New book brings alive women
fighters in Indian National Army
By
Nirmala George
Singapore,
Oct 18 (IANS) They were young women, many in their teens,
who had never seen India but were ready to give up their lives
to fight for the freedom of a 'motherland' far away.
"Women
against the Raj: The Rani of Jhansi Regiment", by American
historian Joyce Chapman Lebra highlights the contribution
made by hundreds of women of Indian descent, the daughters
of poor rubber plantation workers in Malaya, who responded
to Netaji Subhas Chandra Bose's call and volunteered to form
the women's wing of the Indian National Army (INA).
The
book was released Friday by President S.R. Nathan at a crowded
book launch event organised by the Singapore-based Institute
of Southeast Asian Studies (ISEAS). The Institute has also
sponsored Lebra's extensive research on the subject.
While
the history of the INA and Netaji's leadership role in India's
independence has yielded a rich body of literature in the
last six decades, not much is known about the women who formed
the rank and file of the Rani of Jhansi Regiment.
Educated,
upper-class women like Lakshmi Sahgal, who commanded the regiment,
and her second in command, Janaki Athi Nahappan, did acquire
public roles after the battle for freedom got over, but the
fate of the nearly 1,500 women fighters has received scant
attention.
Lebra
has given a voice to the majority of women soldiers in the
regiment whose bravery and indomitable spirit led them from
the rubber plantations of Malaya to the frontlines of the
fight in Burma but who faded into quiet obscurity once India's
independence had been won.
Lebra,
who taught Indian history and Japanese history at the University
of Colorado, has published widely on the INA and India's freedom
movement, including a volume on the INA and Japan.
Over
the last few years, Lebra painstakingly located and interviewed
some of the few remaining survivors of the women's regiment
creating an eminently readable account of a remarkable band
of women who "wanted to die for India".
Netaji's
1943 appeal for volunteers to join the Rani of Jhansi Regiment,
named after the heroine who died in battle against the British
in 1858, was mesmerising.
Hundreds
of young women and teenagers came forward to take up arms.
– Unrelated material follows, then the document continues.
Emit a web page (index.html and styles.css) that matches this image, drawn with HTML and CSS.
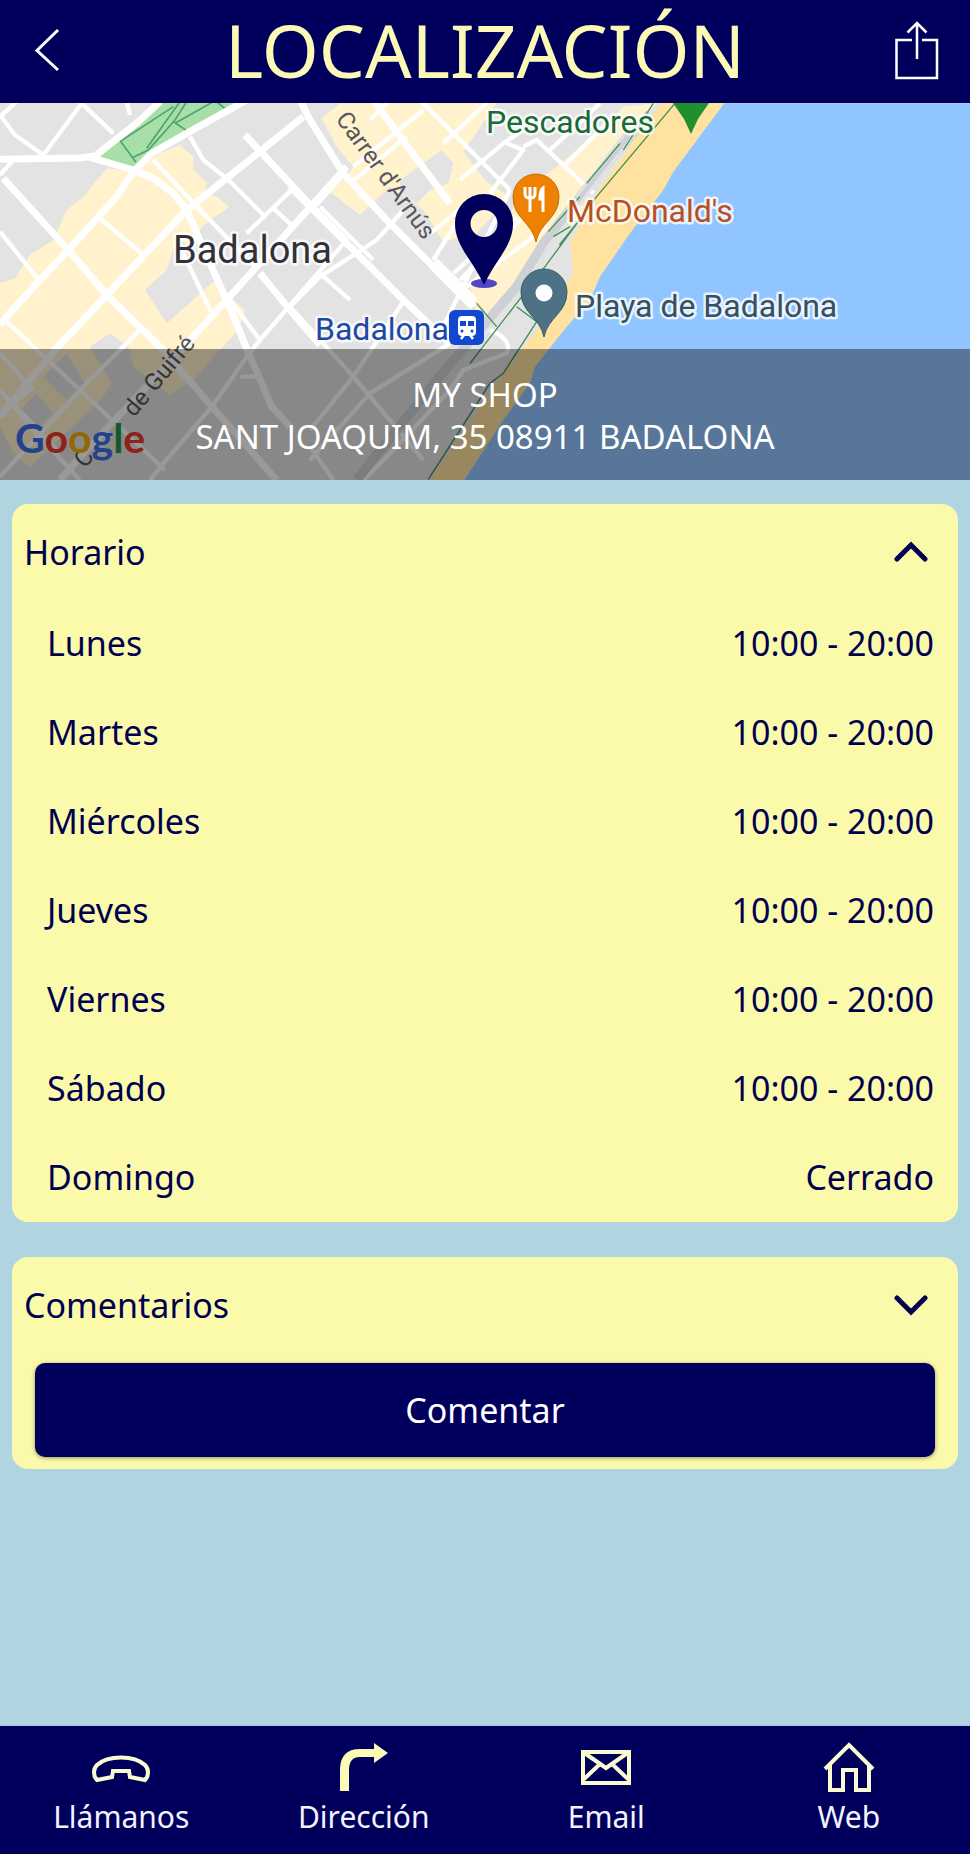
FILE: index.html
```html
<!DOCTYPE html>
<html lang="es">
<head>
	<meta charset="utf-8">
	<meta name="viewport" content="width=device-width, initial-scale=1">
	<title>Localización</title>
	<link rel="stylesheet" href="styles.css">
</head>
<body>

<header class="topbar">
	<button type="button" class="topbar-button" aria-label="Volver">
		<svg width="96" height="103" viewBox="0 0 96 103"><path d="M58 30L37 50.500L58 70" stroke-width="3"/></svg>
	</button>
	<h1>LOCALIZACIÓN</h1>
	<button type="button" class="topbar-button" aria-label="Compartir">
		<svg width="96" height="103" viewBox="0 0 96 103"><path d="M38 40H22.500V78H63V40H48M43 59V23M33.500 32.500L43 23L52.500 32.500" stroke-width="2.500"/></svg>
	</button>
</header>

<main>
	<section class="location">
		<svg class="map" viewBox="0 103 970 377" preserveAspectRatio="xMidYMid slice" role="img" aria-label="Mapa">
			<rect class="land" y="100" width="970" height="384"/>

			<!-- Old town -->
			<g transform="translate(0 100) scale(.33333)">
				<path class="block" d="M0 550L45 535L90 465L160 420L200 330L250 290L320 205L395 215L480 160L540 135L580 170L580 210L620 245L615 275L650 290L688 320L605 380L580 440L530 420L500 510L435 570L500 670L640 545L735 630L715 690L650 760L590 830L510 885L400 800L385 740L330 700L270 740L335 850L310 890L260 940L90 1100L40 1060L0 980Z"/>
				<path class="unblock" d="M130 830L200 760L255 850L200 900ZM60 930L110 880L160 940L110 990Z"/>
				<path class="park" d="M285 172L420 65L480 5H740L560 100L455 160L405 202Z"/>
				<path class="park-path" d="M350 108L408 187M360 125L520 20M400 172L445 150L525 60L560 5M440 145L540 5M520 65L560 92M525 70L640 5M650 5L680 30"/>
				<g class="street">
					<path class="wide" d="M0 178L240 174L285 168L410 70L480 5M270 172L400 210L460 235L520 280L560 330L625 480L680 600L740 745L815 920L870 980"/>
					<path class="wide" d="M740 0L560 100L455 160L400 215L350 290L205 450L120 540L15 655L0 675M910 50L680 235L560 330L320 585L165 750L40 900L0 950"/>
					<path class="wide" d="M10 235L205 450L320 585L480 740L640 925L830 1140M735 105L935 320L1040 425M1040 200L860 400L680 600L570 720L420 880L250 1060L180 1140M780 520L870 630L960 735"/>
					<path d="M0 45L45 105L130 165L245 10M0 50L50 5M245 10L340 100M380 5L390 45M0 225L40 180M0 395L120 545M300 355L430 465M425 685L250 860L0 1130M420 685L490 750M15 660L240 870L495 1110M0 760L95 865L40 910L180 1060M0 870L100 990L240 1140M460 180L600 330L770 505M570 110L610 180L680 235L790 345M885 260L740 400M820 325L880 380M540 440L635 640M690 600L780 720M1040 420L780 720L740 770L640 915L490 1090L450 1140M960 520L1050 600M720 830H780"/>
				</g>
			</g>

			<!-- Sea front -->
			<g transform="translate(290 100) scale(.33333)">
				<path class="block" d="M95 55L150 10H620L520 155L590 245L660 290L560 400L460 425L400 330L300 260L210 345L120 275L165 235L190 200L140 140ZM700 270L800 200L930 90L1000 20L1100 10L700 500L560 640L540 560Z"/>
				<path class="unblock" d="M330 240L455 150L490 190L475 250L420 270L380 310L330 280ZM690 150L730 130L780 190L730 215L695 200ZM640 10H930L820 150L760 120L700 120Z"/>
				<path class="sand" d="M1110 10H1310L1220 130L1140 250L1000 430L925 540L850 690L720 850L520 1140H420L640 820L740 690L850 520L840 430L920 280Z"/>
				<path class="sea" d="M1303 10L1150 215L1120 270L1020 400L930 530L900 600L830 680L735 800L720 850L640 960L520 1145H2100V10Z"/>
				<path class="land" d="M680 620L735 655V690L640 820L520 970L410 1130H190L450 850Z"/>
				<g class="street">
					<path class="wide" d="M30 0L60 60L160 220L290 360L440 510L550 620M0 260L170 430L340 600L480 730M160 220L60 330M250 0L330 110L480 310"/>
					<path class="huge" d="M430 490L550 610"/>
					<path d="M340 330L260 420L90 530L0 620M250 480L90 320M340 605L190 830L60 990M0 620L190 830L400 1080M480 730L240 880L60 1080M190 200L400 30M180 250L350 110M240 60L300 0M390 0L510 120L660 270M460 130L600 0M510 240L640 130L700 90M700 140L740 120L910 280M650 130L700 150L600 280M930 10L780 150M960 60L820 200M420 400L520 320M430 480L510 350M510 540L710 340M530 560L770 380M490 520L680 350M450 700L660 270M600 690Q670 720 650 760L520 810L480 870L300 1060L220 1140M60 1040L130 1140"/>
				</g>
				<path class="block" d="M570 600L680 480L850 300L880 320L790 420L620 620L590 650Z"/>
				<path class="rail" d="M1080 40L910 240L760 430L680 560L440 840L200 1140"/>
				<path class="rail thin" d="M1110 10L900 270L750 480M1020 80L860 290"/>
				<path class="footpath" d="M1155 10L920 290L765 500M990 130L890 250M870 290L775 395M860 370L808 435M840 380L790 410M765 500L540 790M560 610L620 680M680 620L740 665L640 820L600 850L415 1138M1000 150L1090 10"/>
			</g>

			<g class="map-label">
				<text class="street-name" transform="translate(335 119) rotate(54)">Carrer d'Arnús</text>
				<text class="street-name" transform="translate(85 469) rotate(-50)">C</text>
				<text class="street-name" transform="translate(134 418) rotate(-50)">de Guifré</text>
				<text class="city" x="173" y="263">Badalona</text>
				<text class="green" x="486" y="133">Pescadores</text>
				<text class="orange" x="567" y="222">McDonald's</text>
				<text class="slate" x="575" y="317">Playa de Badalona</text>
				<text class="blue" x="315" y="340">Badalona</text>
			</g>

			<!-- Station -->
			<rect x="449" y="310" width="35" height="35" rx="6" fill="#1248cf"/>
			<rect x="458" y="316" width="18" height="20" rx="4" fill="#fff"/>
			<path d="M460 321H466V326H460ZM468 321H474V326H468Z" fill="#1248cf"/>
			<circle cx="462" cy="331" r="1.500" fill="#1248cf"/>
			<circle cx="472" cy="331" r="1.500" fill="#1248cf"/>
			<path d="M461 339L464 335M473 339L470 335" stroke="#fff" stroke-width="2.500"/>

			<!-- Pins -->
			<path d="M673 103H709L698 119L691 134L684 119Z" fill="#228f2f"/>
			<path d="M536 174A23 23 0 0 0 513 197C513 218 532 222 536 242C540 222 559 218 559 197A23 23 0 0 0 536 174Z" fill="#ee8100" stroke="#c66b08"/>
			<path d="M525 187V194Q525 198 530 198Q535 198 535 194V187M530 187V212M543 212V188Q540 190 540 199H543" fill="none" stroke="#fff" stroke-width="3"/>
			<path d="M544 269A23 23 0 0 0 521 292C521 313 540 317 544 337C548 317 567 313 567 292A23 23 0 0 0 544 269Z" fill="#4d7185" stroke="#395b6c"/>
			<circle cx="544" cy="293" r="8.500" fill="#fff"/>
			<ellipse cx="484" cy="283.500" rx="13" ry="4.500" fill="#5146c4"/>
			<path fill-rule="evenodd" d="M484 194A29 29 0 0 0 455 224C455 246 474 262 484 285C494 262 513 246 513 224A29 29 0 0 0 484 194ZM484 210A13.500 13.500 0 1 1 484 237A13.500 13.500 0 1 1 484 210Z" fill="#00005c"/>

			<text class="brand" x="15" y="453"><tspan fill="#3d6fe8">G</tspan><tspan fill="#ea3a2c">o</tspan><tspan fill="#f5ae05">o</tspan><tspan fill="#3d6fe8">g</tspan><tspan fill="#259545">l</tspan><tspan fill="#ea3a2c">e</tspan></text>
		</svg>
		<address class="address">MY SHOP<br>SANT JOAQUIM, 35 08911 BADALONA</address>
	</section>

	<div class="cards">
		<section class="card">
			<h2>
				<button type="button" class="card-toggle" aria-expanded="true">Horario
					<svg width="34" height="22" viewBox="0 0 34 22"><path d="M3 18L17 4L31 18"/></svg>
				</button>
			</h2>
			<table class="hours">
				<tr><th scope="row">Lunes</th><td>10:00 - 20:00</td></tr>
				<tr><th scope="row">Martes</th><td>10:00 - 20:00</td></tr>
				<tr><th scope="row">Miércoles</th><td>10:00 - 20:00</td></tr>
				<tr><th scope="row">Jueves</th><td>10:00 - 20:00</td></tr>
				<tr><th scope="row">Viernes</th><td>10:00 - 20:00</td></tr>
				<tr><th scope="row">Sábado</th><td>10:00 - 20:00</td></tr>
				<tr><th scope="row">Domingo</th><td>Cerrado</td></tr>
			</table>
		</section>

		<section class="card">
			<h2>
				<button type="button" class="card-toggle" aria-expanded="false">Comentarios
					<svg width="34" height="22" viewBox="0 0 34 22"><path d="M3 4L17 18L31 4"/></svg>
				</button>
			</h2>
			<button type="button" class="comment-button">Comentar</button>
		</section>
	</div>
</main>

<nav class="actions">
	<a href="#llamar">
		<svg width="60" height="52" viewBox="0 0 60 52"><path class="line" d="M6 38C2 34 2 27 6 23C17 13 43 13 54 23C58 27 58 34 54 38L39 35L38 29H22L21 35Z"/></svg>
		Llámanos
	</a>
	<a href="#direccion">
		<svg width="60" height="52" viewBox="0 0 60 52"><path class="solid" d="M6 49V28Q6 7 26 7H40V1L54 11L40 21V15H26Q15 15 15 28V49Z"/></svg>
		Dirección
	</a>
	<a href="#email">
		<svg width="60" height="52" viewBox="0 0 60 52"><path class="line" d="M7 10H53V41H7ZM7 10L30 26L53 10M7 38L24 22M53 38L36 22"/></svg>
		Email
	</a>
	<a href="#web">
		<svg width="60" height="52" viewBox="0 0 60 52"><path class="line" d="M6 27L30 3L54 27M11 23V48H24V28H37V48H50V23"/></svg>
		Web
	</a>
</nav>

</body>
</html>
```
FILE: styles.css
```css
* {
	box-sizing: border-box;
}

body {
	display: flex;
	flex-direction: column;
	min-height: 100vh;
	margin: 0;
	background: #b0d5e1;
	color: #00004f;
	font-family: "Noto Sans", sans-serif;
	font-size: 34px;
}

button {
	margin: 0;
	padding: 0;
	border: 0;
	background: none;
	color: inherit;
	font: inherit;
}

/* Header */
.topbar {
	display: flex;
	justify-content: space-between;
	height: 103px;
	background: #00005c;
}

.topbar h1 {
	margin: 0;
	color: #fbf9b5;
	font-size: 73px;
	font-weight: normal;
	line-height: 100px;
}

.topbar-button svg {
	display: block;
	fill: none;
	stroke: #fff;
}

main {
	flex: 1;
}

/* Map */
.location {
	position: relative;
}

.map {
	display: block;
	width: 100%;
	height: 377px;
}

.land,
.unblock {
	fill: #e3e3e4;
}

.block {
	fill: #fff2cc;
}

.park {
	fill: #a8dfa8;
}

.park-path {
	fill: none;
	stroke: #4fa36c;
	stroke-width: 5;
}

.sand {
	fill: #ffe2a0;
}

.sea {
	fill: #91c5ff;
}

.street {
	fill: none;
	stroke: #fff;
	stroke-width: 13;
	stroke-linejoin: round;
}

.street .wide {
	stroke-width: 21;
}

.street .huge {
	stroke-width: 38;
}

.rail {
	fill: none;
	stroke: #cdd0d4;
	stroke-width: 28;
}

.rail.thin {
	stroke: #e1e2e4;
	stroke-width: 8;
}

.footpath {
	fill: none;
	stroke: #3f9155;
	stroke-width: 4;
}

.map-label {
	font-family: Roboto, sans-serif;
	font-size: 32px;
	paint-order: stroke;
	stroke: rgba(255, 255, 255, .8);
	stroke-width: 5px;
	stroke-linejoin: round;
}

.street-name {
	fill: #55585c;
	stroke: none;
	font-size: 24px;
}

.city {
	fill: #303237;
	font-size: 38px;
}

.green {
	fill: #176b35;
}

.orange {
	fill: #b9501c;
}

.slate {
	fill: #35505e;
}

.blue {
	fill: #1c49a5;
}

.brand {
	font-family: Lato, sans-serif;
	font-size: 41px;
	font-weight: bold;
}

.address {
	position: absolute;
	right: 0;
	bottom: 0;
	left: 0;
	padding: 25px 16px 22px;
	background: rgba(0, 0, 0, .4);
	color: #fff;
	font-size: 33px;
	font-style: normal;
	line-height: 42px;
	text-align: center;
}

/* Cards */
.cards {
	display: grid;
	gap: 35px;
	padding: 24px 12px;
}

.card {
	border-radius: 16px;
	background: #fbfaab;
}

.card h2 {
	margin: 0;
	font-size: 34px;
	font-weight: normal;
}

.card-toggle {
	display: flex;
	align-items: center;
	justify-content: space-between;
	width: 100%;
	height: 95px;
	padding: 0 30px 0 12px;
}

.card-toggle svg {
	fill: none;
	stroke: #00004f;
	stroke-width: 5;
	stroke-linecap: round;
}

.hours {
	width: 100%;
	border-collapse: collapse;
}

.hours th,
.hours td {
	height: 89px;
	padding: 0 24px 2px 35px;
	font-weight: normal;
	text-align: left;
}

.hours td {
	text-align: right;
}

.comment-button {
	display: block;
	width: calc(100% - 46px);
	height: 94px;
	margin: 11px 23px 0;
	border-radius: 10px;
	background: #00005c;
	box-shadow: 0 1px 4px rgba(0, 0, 0, .4);
	color: #fff;
}

.card:last-child {
	padding-bottom: 12px;
}

/* Bottom bar */
.actions {
	display: grid;
	grid-template-columns: repeat(4, 1fr);
	height: 130px;
	border-top: 2px solid #adc9f2;
	background: #00005c;
}

.actions a {
	display: flex;
	flex-direction: column;
	align-items: center;
	padding-top: 16px;
	color: #f2f3ff;
	font-size: 30px;
	line-height: 46px;
	text-decoration: none;
}

.actions .line {
	fill: none;
	stroke: #fbfbd2;
	stroke-width: 4;
}

.actions .solid {
	fill: #fbf9b5;
}
```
Most of the women were poorly educated, belonging to South
Indian Tamil families who worked as rubber tappers in Malaya.
The
vivid recollections of four of these fighters - Meenachi Perumal,
Ammaloo, Muniammah and Anjalai Ponnuswamy - brings to life
their tumultuous war-torn travails in the jungles of Malaya
and Burma. Unlike others who had participated in Mahatma Gandhi's
satyagrahas and the swadeshi movement, these were women who
had taken up weapons to fight for India's independence.
Lebra
writes that all four of these "spirited women" whom
she interviewed in Malaysia, "smiled, raised their fists,
and used the INA/Rani of Jhansi Regiment greeting "Jai
Hind!" and said they would be ready to fight again".
After
their order to retreat in 1944, the disheartened fighters
of the Rani of Jhansi Regiment dispersed and the women returned
to their families. There was no celebration of their days
as warriors and many of them spent the rest of their lives
in poverty.
That
these women are now in their eighties underscores the urgency
of archiving their oral histories and registering their largely
unremembered and unsung contribution to the Indian freedom
struggle, something that Lebra has succeeded in initiating
with her book.
Book
Details: "Women Against The Raj: The Rani of Jhansi Regiment";
Author: Joyce Chapman Lebra; Published by Institute of Southeast
Asian Studies, Singapore; Pages 132; Price $29.90.